→ DATA EXTRACT

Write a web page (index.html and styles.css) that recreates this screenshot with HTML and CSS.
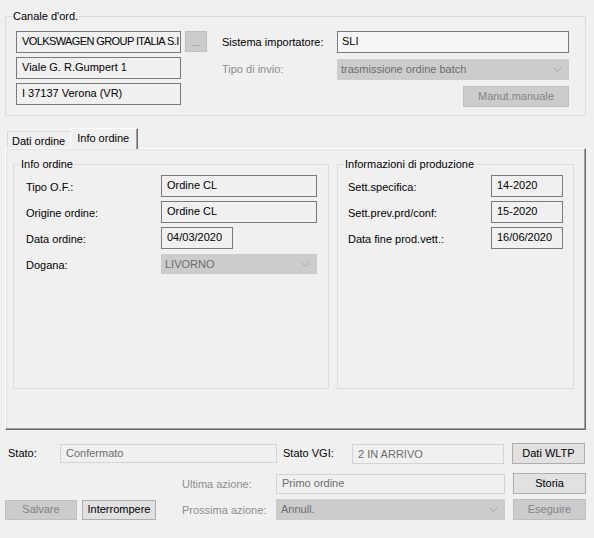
FILE: index.html
```html
<!DOCTYPE html>
<html>
<head>
<meta charset="utf-8">
<link rel="stylesheet" href="styles.css">
</head>
<body>
<div class="window">
  <div class="group canale">
    <div class="group-title">Canale d'ord.</div>
    <div class="canale-body">
      <div class="addr-col">
        <div class="addr-row">
          <div class="box addr tight">VOLKSWAGEN GROUP ITALIA S.I</div>
          <div class="btn disabled dots">...</div>
        </div>
        <div class="box addr">Viale G. R.Gumpert 1</div>
        <div class="box addr">I 37137 Verona (VR)</div>
      </div>
      <div class="imp-grid">
        <div class="lbl">Sistema importatore:</div>
        <div class="box sli">SLI</div>
        <div class="lbl gray">Tipo di invio:</div>
        <div class="combo disabled invio"><span>trasmissione ordine batch</span><svg class="chev" width="9" height="5" viewBox="0 0 9 5"><polyline points="0.5,0.5 4.5,4.5 8.5,0.5" fill="none" stroke="#a8a8a8" stroke-width="1"/></svg></div>
        <div></div>
        <div class="btn disabled manut">Manut.manuale</div>
      </div>
    </div>
  </div>

  <div class="tabs">
    <div class="tab">Dati ordine</div>
    <div class="tab active">Info ordine</div>
  </div>
  <div class="panel">
    <div class="group info">
      <div class="group-title">Info ordine</div>
      <div class="form form-left">
        <div class="lbl">Tipo O.F.:</div>
        <div class="box wide">Ordine CL</div>
        <div class="lbl">Origine ordine:</div>
        <div class="box wide">Ordine CL</div>
        <div class="lbl">Data ordine:</div>
        <div class="box short">04/03/2020</div>
        <div class="lbl">Dogana:</div>
        <div class="combo disabled wide dogana"><span>LIVORNO</span><svg class="chev" width="9" height="5" viewBox="0 0 9 5"><polyline points="0.5,0.5 4.5,4.5 8.5,0.5" fill="none" stroke="#a8a8a8" stroke-width="1"/></svg></div>
      </div>
    </div>
    <div class="group prod">
      <div class="group-title">Informazioni di produzione</div>
      <div class="form form-right">
        <div class="lbl">Sett.specifica:</div>
        <div class="box short">14-2020</div>
        <div class="lbl">Sett.prev.prd/conf:</div>
        <div class="box short">15-2020</div>
        <div class="lbl">Data fine prod.vett.:</div>
        <div class="box short">16/06/2020</div>
      </div>
    </div>
  </div>

  <div class="bottom">
    <div class="brow row1">
      <div class="lbl stato-lbl">Stato:</div>
      <div class="tbox stato">Confermato</div>
      <div class="lbl vgi-lbl">Stato VGI:</div>
      <div class="tbox vgi">2 IN ARRIVO</div>
      <div class="btn side">Dati WLTP</div>
    </div>
    <div class="brow row2">
      <div class="lbl gray act-lbl">Ultima azione:</div>
      <div class="tbox act">Primo ordine</div>
      <div class="btn side">Storia</div>
    </div>
    <div class="brow row3">
      <div class="btn disabled salvare">Salvare</div>
      <div class="btn interr">Interrompere</div>
      <div class="lbl gray act-lbl">Prossima azione:</div>
      <div class="combo disabled next"><span>Annull.</span><svg class="chev" width="9" height="5" viewBox="0 0 9 5"><polyline points="0.5,0.5 4.5,4.5 8.5,0.5" fill="none" stroke="#a8a8a8" stroke-width="1"/></svg></div>
      <div class="btn disabled side">Eseguire</div>
    </div>
  </div>
</div>
</body>
</html>
```

FILE: styles.css
```css
html, body {
  margin: 0;
  padding: 0;
  background: #f0f0f0;
}
body {
  font-family: "Liberation Sans", Arial, sans-serif;
  font-size: 11px;
  color: #000;
}
.window {
  width: 594px;
  height: 538px;
  overflow: hidden;
  display: flex;
  flex-direction: column;
}
* { box-sizing: border-box; }

.group {
  border: 1px solid #dcdcdc;
  display: flex;
  flex-direction: column;
  align-items: flex-start;
}
.group-title {
  margin: -7px 0 0 6px;
  padding: 0 1px;
  height: 13px;
  line-height: 13px;
  background: #f0f0f0;
  white-space: nowrap;
}

.canale {
  margin: 16px 0 0 5px;
  width: 581px;
  height: 100px;
}
.canale-body {
  display: flex;
  margin-top: 8px;
  padding-left: 10px;
}
.addr-col {
  display: flex;
  flex-direction: column;
  gap: 4px;
  width: 191px;
}
.addr-row {
  display: flex;
  gap: 4px;
}
.box {
  border: 1px solid #7a7a7a;
  background: #f0f0f0;
  height: 22px;
  display: flex;
  align-items: center;
  padding: 0 0 2px 5px;
  white-space: nowrap;
  overflow: hidden;
}
.addr { width: 165px; }
.tight { letter-spacing: -0.6px; }
.btn {
  border: 1px solid #adadad;
  background: #e1e1e1;
  display: flex;
  align-items: center;
  justify-content: center;
  white-space: nowrap;
  padding-bottom: 1px;
}
.btn.disabled {
  border-color: #bfbfbf;
  background: #cccccc;
  color: #838383;
}
.dots {
  width: 22px;
  height: 21px;
  align-items: flex-end;
  padding-bottom: 3px;
  font-size: 9px;
}
.imp-grid {
  margin-left: 15px;
  display: grid;
  grid-template-columns: 115px 232px;
  grid-template-rows: 22px 20px 21px;
  row-gap: 6px;
  align-items: center;
}
.lbl { white-space: nowrap; }
.gray { color: #8d8d8d; }
.sli { background: #f6f6f6; padding-left: 4px; }
.combo {
  display: flex;
  align-items: center;
  justify-content: space-between;
  border: 1px solid #cccccc;
  white-space: nowrap;
}
.combo.disabled {
  background: #cccccc;
  color: #6d6d6d;
}
.combo span { padding-bottom: 1px; }
.chev { margin-right: 6px; flex: none; }
.invio { height: 21px; padding-left: 3px; }
.manut {
  justify-self: end;
  width: 106px;
  height: 21px;
  margin-top: 1px;
}

.tabs {
  display: flex;
  align-items: flex-end;
  margin: 12px 0 0 7px;
  height: 20px;
}
.tab {
  height: 17px;
  padding: 0 5px 0 4px;
  border-top: 1px solid #d9d9d9;
  border-left: 1px solid #d9d9d9;
  display: flex;
  align-items: center;
  padding-top: 1px;
}
.tab.active {
  height: 21px;
  margin-bottom: -1px;
  padding: 0 8px 3px 6px;
  border-top: 1px solid #ffffff;
  border-left: 1px solid #ffffff;
  border-right: 1px solid #696969;
  box-shadow: inset -1px 0 0 #a0a0a0;
  background: #f0f0f0;
  position: relative;
  z-index: 1;
}

.panel {
  margin-left: 5px;
  width: 581px;
  height: 282px;
  border-top: 1px solid #ffffff;
  border-left: 1px solid #ffffff;
  border-right: 1px solid #696969;
  border-bottom: 1px solid #696969;
  box-shadow: inset -1px -1px 0 #a0a0a0, inset 1px 1px 0 #e3e3e3;
  display: flex;
  align-items: flex-start;
  gap: 8px;
  padding: 15px 0 0 7px;
}
.info { width: 316px; height: 225px; }
.prod { width: 237px; height: 225px; }
.form {
  display: grid;
  grid-auto-rows: 22px;
  row-gap: 4px;
  align-items: center;
  margin-top: 4px;
}
.form-left {
  padding-left: 12px;
  grid-template-columns: 135px 156px;
}
.form-right {
  padding-left: 10px;
  grid-template-columns: 143px 72px;
}
.form .lbl { padding-top: 2px; }
.wide { width: 156px; }
.short { width: 72px; }
.dogana { height: 20px; padding-left: 3px; }

.bottom {
  display: flex;
  flex-direction: column;
  margin-top: 13px;
}
.brow {
  display: flex;
  align-items: center;
}
.row1 { height: 21px; }
.row2 { height: 21px; margin-top: 9px; }
.row3 { height: 21px; margin-top: 5px; }
.tbox {
  border: 1px solid #d4d4d4;
  background: #f0f0f0;
  color: #6d6d6d;
  height: 19px;
  display: flex;
  align-items: center;
  padding: 0 0 1px 5px;
  white-space: nowrap;
}
.stato-lbl { width: 60px; padding-left: 8px; padding-bottom: 2px; }
.stato { width: 217px; }
.vgi-lbl { width: 75px; padding-left: 6px; padding-bottom: 2px; }
.vgi { width: 152px; height: 20px; margin-top: 1px; }
.side { width: 73px; height: 21px; margin-left: 8px; }
.act-lbl { width: 94px; }
.row2 .act-lbl { margin-left: 182px; }
.act { width: 229px; height: 20px; }
.salvare { margin-left: 5px; width: 72px; height: 20px; }
.interr { margin-left: 5px; width: 74px; height: 20px; }
.row3 .act-lbl { margin-left: 26px; }
.next { width: 229px; height: 21px; padding-left: 4px; }
```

→ WRITTEN PROBLEM
Look through the data above. Copy every line with the string "index" in it.

→ FINISHED ANSWER
Write a web page (index.html and styles.css) that recreates this screenshot with HTML and CSS.
FILE: index.html
  z-index: 1;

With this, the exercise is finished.